皆さんこんばんわ。先日京都国立博物館特別展南禅寺に行ってきたので簡単に報告させていただきます。この展示は南禅寺を開いた亀山法皇七百年忌を記念に南禅寺の全面協力のもと、国宝、重文を含む名宝の数々を公開しています。
代表的なものをいくつかあげますと、狩野探幽筆「群虎図」円山応挙筆「雪景山水図」などの障壁画。南禅院「亀山法皇坐像」三門「十六羅漢坐像」などの仏像。そして注目したいのは「実ミ卿記」や「亀山殿御逆修願文集」など南禅寺草創や所領関係の文書が多くみられる事です。ほかにも「惟康親王願文」や以心崇伝の「武家諸法度」などもあり、興味のある方は是非足を運んでみて下さい。

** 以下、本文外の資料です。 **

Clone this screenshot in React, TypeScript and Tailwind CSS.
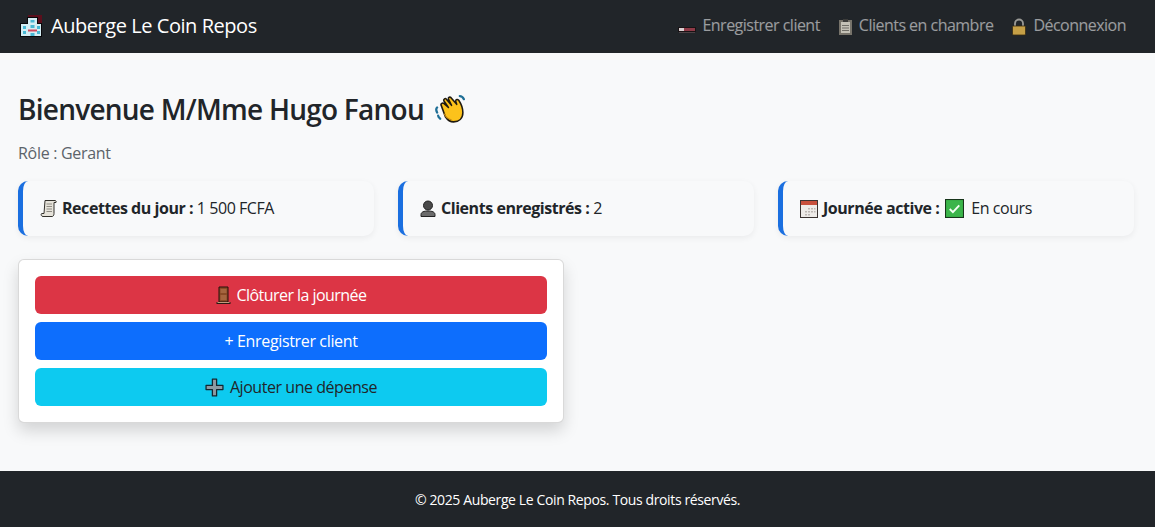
function HotelIcon() {
  return (
    <svg width="23" height="23" viewBox="0 0 23 23" className="shrink-0">
      <path d="M8 0h14v9H8z" fill="#5a0f1c" />
      <path d="M0 8h7V2h11v6h4v14H0z" fill="#08080a" />
      <path d="M1 9h7V3h9v6h4v12H1z" fill="#d4edf3" />
      <path d="M10.500 5h4v2.500h-4zM3 11h3v3H3zM3 16h3v3H3zM17 11h3v3h-3zM17 16h3v3h-3zM10.500 10h4v3h-4z" fill="#48b8d4" />
      <path d="M8 14.500h9v2H8z" fill="#d0475c" />
      <path d="M10.500 18h4v3h-4z" fill="#48b8d4" />
    </svg>
  );
}

function BedIcon() {
  return (
    <svg width="18" height="17" viewBox="0 0 18 17" className="shrink-0">
      <path d="M0 9h18v5H0z" fill="#191214" />
      <path d="M1 10h5v3H1z" fill="#d9cfd0" />
      <path d="M6 10h11v3H6z" fill="#8e3a47" />
      <path d="M1 14h16v1H1z" fill="#4c4245" />
    </svg>
  );
}

function ClipboardIcon() {
  return (
    <svg width="15" height="18" viewBox="0 0 15 18" className="shrink-0">
      <rect x="1" y="2" width="13" height="15" fill="#77736a" />
      <rect x="3" y="4" width="9" height="11" fill="#c4c1b6" />
      <rect x="5" y="1" width="5" height="3" fill="#3c3c3a" />
      <path d="M4 7h7v1H4zM4 9.500h7v1H4zM4 12h7v1H4z" fill="#716f68" />
    </svg>
  );
}

function LockIcon() {
  return (
    <svg width="16" height="18" viewBox="0 0 16 18" className="shrink-0">
      <path d="M4 8V5.500a4 4 0 0 1 8 0V8" fill="none" stroke="#9a9a96" strokeWidth="1.800" />
      <rect x="1.500" y="8" width="13" height="9" rx="1" fill="#c59f46" stroke="#3a2c10" strokeWidth="0.800" />
    </svg>
  );
}

function WaveIcon() {
  return (
    <svg width="33" height="33" viewBox="0 0 32 32" className="shrink-0">
      <path d="M3 19c-1-2-1-4 0-5M6 25c-1-1-2-2-2-3M25 3c2 0 3 1 4 3" fill="none" stroke="#1f6f96" strokeWidth="2.200" strokeLinecap="round" />
      <path d="M7 12c-1-1 1-3 2.500-2L14 14 9.500 7.500C9 6 11 4.500 12 6l5 6-3-6c-.5-2 1.500-2.500 2.500-1.500L22 11l-1-3c0-2 2-2 3-1 2 3 4 8 4 12 0 6-4 9-9 9-4 0-6-2-8-5z" fill="#fcc21b" stroke="#1f1a10" strokeWidth="1.500" strokeLinejoin="round" />
      <path d="M10 20c1 3 3 5 7 6" fill="none" stroke="#c98a10" strokeWidth="1.200" />
    </svg>
  );
}

function ScrollIcon() {
  return (
    <svg width="17" height="19" viewBox="0 0 17 18" className="shrink-0">
      <path d="M5 1h10c1 0 1.500 1 1 2l-2 0v11c0 2-1 3-2 3H3c-2 0-2.500-3-1-3h2z" fill="#e6e3da" stroke="#33312c" strokeWidth="1" />
      <path d="M6.500 4.500h5.500M6.500 7h5.500M6.500 9.500h5.500M6.500 12h5.500" stroke="#8f8c84" strokeWidth="1" />
    </svg>
  );
}

function PersonIcon() {
  return (
    <svg width="16" height="17" viewBox="0 0 16 17" className="shrink-0">
      <path d="M1 16.500v-2c0-2.500 3-3.500 7-3.500s7 1 7 3.500v2z" fill="#6b6b6b" stroke="#222" strokeWidth="1" />
      <circle cx="8" cy="5.500" r="4.500" fill="#4a4a4a" stroke="#222" strokeWidth="1" />
    </svg>
  );
}

function CalendarIcon() {
  return (
    <svg width="18" height="18" viewBox="0 0 18 18" className="shrink-0">
      <rect x="0.500" y="0.500" width="17" height="17" fill="#eeebe8" stroke="#3b3331" />
      <rect x="1" y="1" width="16" height="4" fill="#c8503c" />
      <path d="M8 8h2v1.500H8zM11 8h2v1.500h-2zM14 8h1.500v1.500H14zM5 11h2v1.500H5zM8 11h2v1.500H8zM11 11h2v1.500h-2zM14 11h1.500v1.500H14zM5 14h2v1.500H5zM8 14h2v1.500H8z" fill="#bdb7b3" />
    </svg>
  );
}

function CheckIcon() {
  return (
    <svg width="19" height="19" viewBox="0 0 18 18" className="shrink-0">
      <rect x="0.500" y="0.500" width="17" height="17" fill="#3bb54a" stroke="#17351a" />
      <path d="M4.500 9.500l3 3 6-6.500" fill="none" stroke="#f4fff4" strokeWidth="1.800" />
    </svg>
  );
}

function DoorIcon() {
  return (
    <svg width="15" height="18" viewBox="0 0 14 18" className="shrink-0">
      <path d="M2.500 1h9v15h-9z" fill="#8a4a26" stroke="#24110a" strokeWidth="1" />
      <path d="M4 3h6v4H4zM4 9h6v5H4z" fill="#a5653f" />
      <path d="M0 16h14v2H0z" fill="#2a1a14" />
      <path d="M1 16h12v1H1z" fill="#c39a7c" />
    </svg>
  );
}

function CrossIcon() {
  return (
    <svg width="19" height="19" viewBox="0 0 18 18" className="shrink-0">
      <path d="M7 1h4v6h6v4h-6v6H7v-6H1V7h6z" fill="#8b9aa3" stroke="#142631" strokeWidth="1.200" strokeLinejoin="round" />
    </svg>
  );
}

function NavLink({ icon, label }: { icon: React.ReactNode; label: string }) {
  return (
    <a className="flex items-center gap-[6px] text-[16px] tracking-[-0.52px] text-white/55">
      {icon}
      <span className="pb-[3px]">{label}</span>
    </a>
  );
}

function StatCard({ children }: { children: React.ReactNode }) {
  return (
    <div className="flex h-[55px] flex-1 items-center gap-[5px] rounded-[10px] border-l-[5px] border-[#1a6fe0] bg-[#f8f9fa] pl-[17px] text-[16px] text-[#212529] shadow-[0_2px_6px_rgba(0,0,0,0.06)]">
      {children}
    </div>
  );
}

export default function App() {
  return (
    <div className="flex h-[527px] flex-col bg-[#f8f9fa] font-['Open_Sans','Noto_Sans',sans-serif] tracking-[-0.45px]">
      <nav className="flex h-[53px] shrink-0 items-center justify-between bg-[#212529] pl-[20px] pr-[29px]">
        <div className="flex items-center gap-[8px] text-[20px] text-white">
          <HotelIcon />
          <span className="pb-[1px]">Auberge Le Coin Repos</span>
        </div>
        <div className="flex items-center gap-[18px]">
          <NavLink icon={<BedIcon />} label="Enregistrer client" />
          <NavLink icon={<ClipboardIcon />} label="Clients en chambre" />
          <NavLink icon={<LockIcon />} label="Déconnexion" />
        </div>
      </nav>

      <main className="flex-1 px-[18px] pt-[37px]">
        <h1 className="flex h-[38px] items-center gap-[10px] text-[28px] font-semibold tracking-[-0.75px] text-[#212529]">
          Bienvenue M/Mme Hugo Fanou
          <WaveIcon />
        </h1>
        <p className="mt-[13px] text-[16px] leading-[24px] tracking-[-0.3px] text-[#5c636a]">Rôle : Gerant</p>

        <div className="mt-[16px] flex gap-[24px] pr-[3px]">
          <StatCard>
            <ScrollIcon />
            <span className="pb-[2px]"><b className="font-bold">Recettes du jour :</b> 1 500 FCFA</span>
          </StatCard>
          <StatCard>
            <PersonIcon />
            <span className="pb-[2px]"><b className="font-bold">Clients enregistrés :</b> 2</span>
          </StatCard>
          <StatCard>
            <CalendarIcon />
            <b className="mr-[1px] pb-[2px] font-bold">Journée active :</b>
            <CheckIcon />
            <span className="ml-[2px] pb-[2px]">En cours</span>
          </StatCard>
        </div>

        <div className="mt-[23px] flex w-[546px] flex-col gap-[8px] rounded-[6px] border border-black/15 bg-white p-[16px] shadow-[0_8px_16px_rgba(0,0,0,0.15)]">
          <button className="flex h-[38px] items-center justify-center gap-[6px] rounded-[6px] bg-[#dc3545] text-[16px] tracking-[-0.55px] text-white">
            <DoorIcon />
            <span className="pb-[1px]">Clôturer la journée</span>
          </button>
          <button className="flex h-[38px] items-center justify-center rounded-[6px] bg-[#0d6efd] text-[16px] tracking-[-0.35px] text-white">
            <span className="pb-[1px]">+ Enregistrer client</span>
          </button>
          <button className="flex h-[38px] items-center justify-center gap-[6px] rounded-[6px] bg-[#0dcaf0] text-[16px] text-[#212529]">
            <CrossIcon />
            <span className="pb-[1px]">Ajouter une dépense</span>
          </button>
        </div>
      </main>

      <footer className="flex h-[56px] shrink-0 items-center justify-center bg-[#212529] text-[14px] tracking-[-0.38px] text-white">
        © 2025 Auberge Le Coin Repos. Tous droits réservés.
      </footer>
    </div>
  );
}
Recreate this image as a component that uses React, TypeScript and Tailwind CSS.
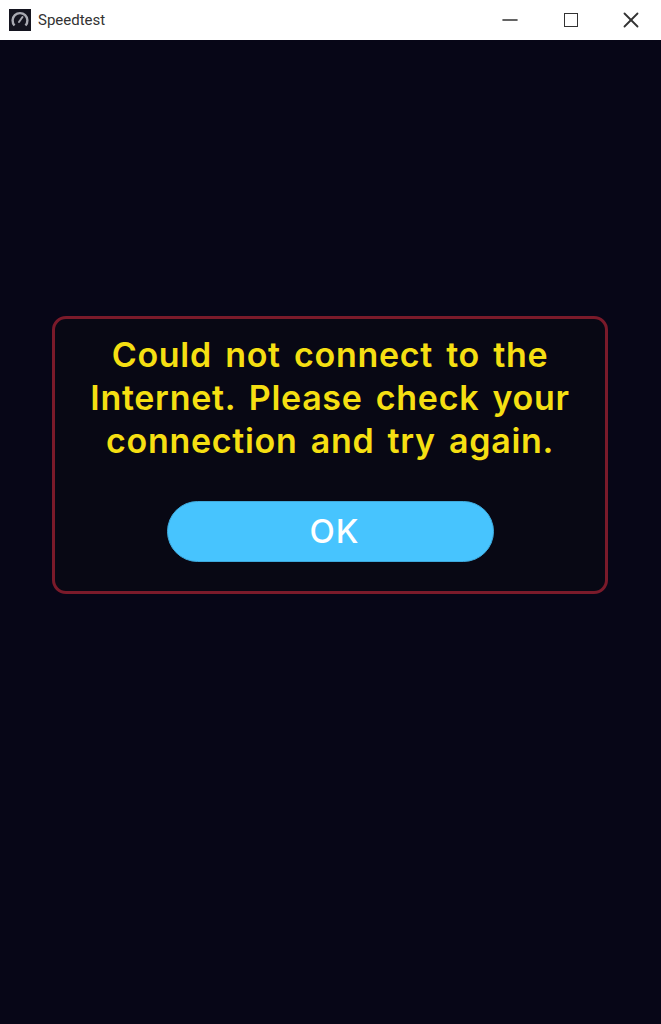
import { Minus, X } from "lucide-react";

function SpeedtestIcon() {
  return (
    <div className="h-[22px] w-[22px] bg-[#14141f]">
      <svg viewBox="0 0 22 22" className="h-[22px] w-[22px]" fill="none">
        <path
          d="M5.5 16.5a7.4 7.4 0 1 1 11 0"
          stroke="#a9aab2"
          strokeWidth="2.4"
          strokeLinecap="butt"
        />
        <path d="M10 13l3.5-5" stroke="#a9aab2" strokeWidth="2" strokeLinecap="round" />
      </svg>
    </div>
  );
}

export default function App() {
  return (
    <div className="flex h-[1024px] w-[661px] flex-col overflow-hidden bg-[#070617] font-['Inter',sans-serif]">
      {/* title bar */}
      <div className="flex h-[40px] items-center justify-between bg-white pl-[9px]">
        <div className="flex items-center gap-[7px]">
          <SpeedtestIcon />
          <span className="font-['Roboto',sans-serif] text-[15px] text-[#333]">Speedtest</span>
        </div>
        <div className="flex items-center">
          <div className="flex w-[61px] justify-center">
            <Minus className="h-[24px] w-[24px] text-[#333]" strokeWidth={1.6} absoluteStrokeWidth />
          </div>
          <div className="flex w-[61px] justify-center">
            <div className="h-[14px] w-[14px] border-[1.6px] border-[#333]" />
          </div>
          <div className="flex w-[60px] justify-center">
            <X className="h-[26px] w-[26px] text-[#333]" strokeWidth={1.7} absoluteStrokeWidth />
          </div>
        </div>
      </div>

      {/* error dialog */}
      <div className="pl-[52px] pt-[276px]">
        <div className="flex h-[278px] w-[556px] flex-col items-center rounded-[14px] border-[3px] border-[#7a1a2a] bg-[#080814] pt-[14px]">
          <p className="w-[530px] text-center text-[34px] leading-[43px] font-semibold tracking-[0.7px] [word-spacing:4px] text-[#f5df12]">
            Could not connect to the
            <br />
            Internet. Please check your
            <br />
            connection and try again.
          </p>
          <button className="mt-[39px] flex h-[61px] w-[327px] items-center justify-center rounded-full border border-[#3ea9dc] bg-[#47c4fe] pl-[9px] text-[33px] font-medium tracking-[1px] text-white">
            OK
          </button>
        </div>
      </div>
    </div>
  );
}
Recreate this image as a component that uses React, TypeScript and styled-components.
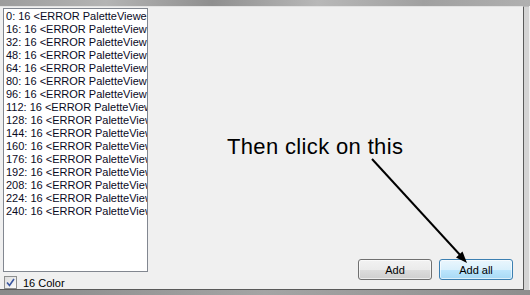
import React from 'react';
import styled, { createGlobalStyle } from 'styled-components';

const GlobalStyle = createGlobalStyle`
  html, body {
    margin: 0;
    padding: 0;
    background: #f0f0f0;
  }
`;

const Screen = styled.div`
  position: relative;
  width: 530px;
  height: 295px;
  display: flex;
  flex-direction: column;
  overflow: hidden;
  font-family: "Liberation Sans", Arial, sans-serif;
`;

const TopStrip = styled.div`
  height: 6px;
  background: linear-gradient(90deg, #9c9c9c 0%, #b4b4b4 20%, #8f8f8f 40%, #b8b8b8 60%, #a0a0a0 80%, #b0b0b0 100%);
`;

const Middle = styled.div`
  display: flex;
  height: 284px;
`;

const RightEdge = styled.div`
  width: 5px;
  background: #d4d4d4;
  border-top: 1px solid #bcbcbc;
`;

const BottomStrip = styled.div`
  height: 5px;
  background: linear-gradient(90deg, #8a8a8a, #a4a4a4 50%, #8e8e8e);
`;

const Window = styled.div`
  width: 524px;
  box-sizing: border-box;
  background: #f0f0f0;
  border-top: 1px solid #e2e2e2;
  border-right: 1px solid #5a5a5a;
  border-bottom: 1px solid #5a5a5a;
  display: grid;
  grid-template-columns: 148px 1fr;
  grid-template-rows: 265px 1fr;
  padding: 1px 0 0 3px;
`;

const ListBox = styled.div`
  box-sizing: border-box;
  width: 145px;
  height: 264px;
  background: #fff;
  border: 1px solid #828790;
  padding: 1px 0 0 1px;
  overflow: hidden;
`;

const ListItem = styled.div`
  height: 13px;
  line-height: 13px;
  font-size: 11px;
  color: #0a0a1e;
  white-space: nowrap;
  padding-left: 1px;
`;

const CheckRow = styled.div`
  display: flex;
  align-items: center;
  gap: 6px;
  margin-top: 3px;
  margin-left: 1px;
  font-size: 11px;
  color: #000;
`;

const CheckBox = styled.div`
  box-sizing: border-box;
  width: 13px;
  height: 13px;
  border: 1px solid #8e8f8f;
  background: linear-gradient(135deg, #dcdcdc, #fbfbfb);
  display: flex;
  align-items: center;
  justify-content: center;
`;

const ButtonArea = styled.div`
  grid-column: 2;
  grid-row: 1 / 3;
  display: flex;
  justify-content: flex-end;
  align-items: flex-end;
  gap: 7px;
  padding: 0 10px 9px 0;
`;

const Button = styled.div<{ $hot?: boolean }>`
  box-sizing: border-box;
  width: 74px;
  height: 21px;
  border-radius: 3px;
  border: 1px solid ${({ $hot }) => ($hot ? '#3c7fb1' : '#707070')};
  background: ${({ $hot }) =>
    $hot
      ? 'linear-gradient(180deg, #eaf6fd 0%, #d9f0fc 50%, #bee6fd 51%, #a7d9f5 100%)'
      : 'linear-gradient(180deg, #f2f2f2 0%, #ebebeb 50%, #dddddd 51%, #cfcfcf 100%)'};
  box-shadow: inset 0 0 0 1px rgba(255, 255, 255, 0.6);
  font-size: 11px;
  color: #000;
  display: flex;
  align-items: center;
  justify-content: center;
`;

const Note = styled.div`
  position: absolute;
  left: 227px;
  top: 136px;
  font-size: 22px;
  line-height: 22px;
  letter-spacing: 0.35px;
  color: #000;
  white-space: nowrap;
`;

const ArrowSvg = styled.svg`
  position: absolute;
  left: 0;
  top: 0;
  pointer-events: none;
`;

const rows = [0, 16, 32, 48, 64, 80, 96, 112, 128, 144, 160, 176, 192, 208, 224, 240];

export default function App() {
  return (
    <Screen>
      <GlobalStyle />
      <TopStrip />
      <Middle>
        <Window>
          <ListBox>
            {rows.map((n) => (
              <ListItem key={n}>{n}: 16 &lt;ERROR PaletteViewer&gt;</ListItem>
            ))}
          </ListBox>
          <ButtonArea>
            <Button>Add</Button>
            <Button $hot>Add all</Button>
          </ButtonArea>
          <CheckRow>
            <CheckBox>
              <svg width="9" height="9" viewBox="0 0 9 9">
                <path d="M1 4.5 L3.5 7.5 L8 1" fill="none" stroke="#3a56a0" strokeWidth="1.6" />
              </svg>
            </CheckBox>
            16 Color
          </CheckRow>
        </Window>
        <RightEdge />
      </Middle>
      <BottomStrip />
      <Note>Then click on this</Note>
      <ArrowSvg width="530" height="295" viewBox="0 0 530 295">
        <line x1="372" y1="159" x2="461" y2="256" stroke="#000" strokeWidth="2" />
        <polygon points="467,263 456,257.5 462.5,251.5" fill="#000" />
      </ArrowSvg>
    </Screen>
  );
}
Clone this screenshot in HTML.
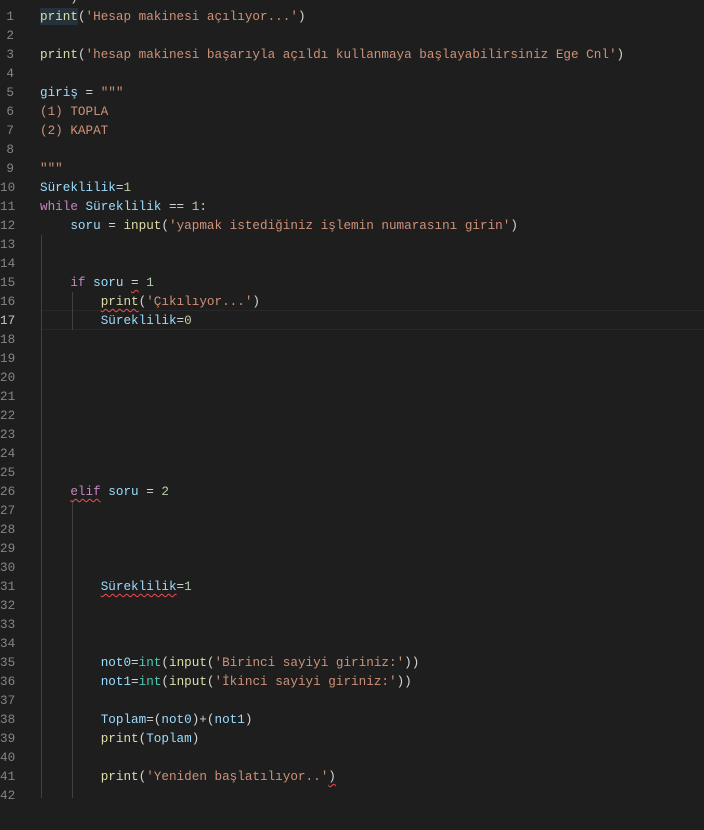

南禅寺展では普段公開していないような名宝を間近で見る事ができます。例えば亀山法皇坐像は現存最古の天皇の頂相彫刻ですが、普段は南禅院の本堂奥にお祀りされており一般の人がこのように間近で見れる事はまづありません。他にも今回初公開のものやおそらく最後になるかもしれない品もいくつかでています。どうぞ御見逃し無き様ご注意下さい。
最後になりますが南禅寺展のもうひとつの魅力をお伝えします。それは博物館の拝観券で南禅寺の方丈、三門、南禅院も拝観できるという事です。単純に三つの場所を観ようとすれば共通券でも千円かかります。それを今回は拝観券を見せるだけで無料で拝観する事ができるのです。博物館である程度知識をつけた上で実際お寺を見て廻ればまた違った見方ができると思います(あるいは逆でもいいのですが)
言うまでもない事ですが京都の歴史を考える上で南禅寺は極めて重要な意味をもっています。今回の南禅寺展では禅宗やお寺にあまり関心がないという人でも必ず何かを得る事ができるはずです。またこれを機会に興味がもてるかもしれません。
会期ももうあとわずかになってしまいましたが皆さんどうぞ一度足をお運び下さい。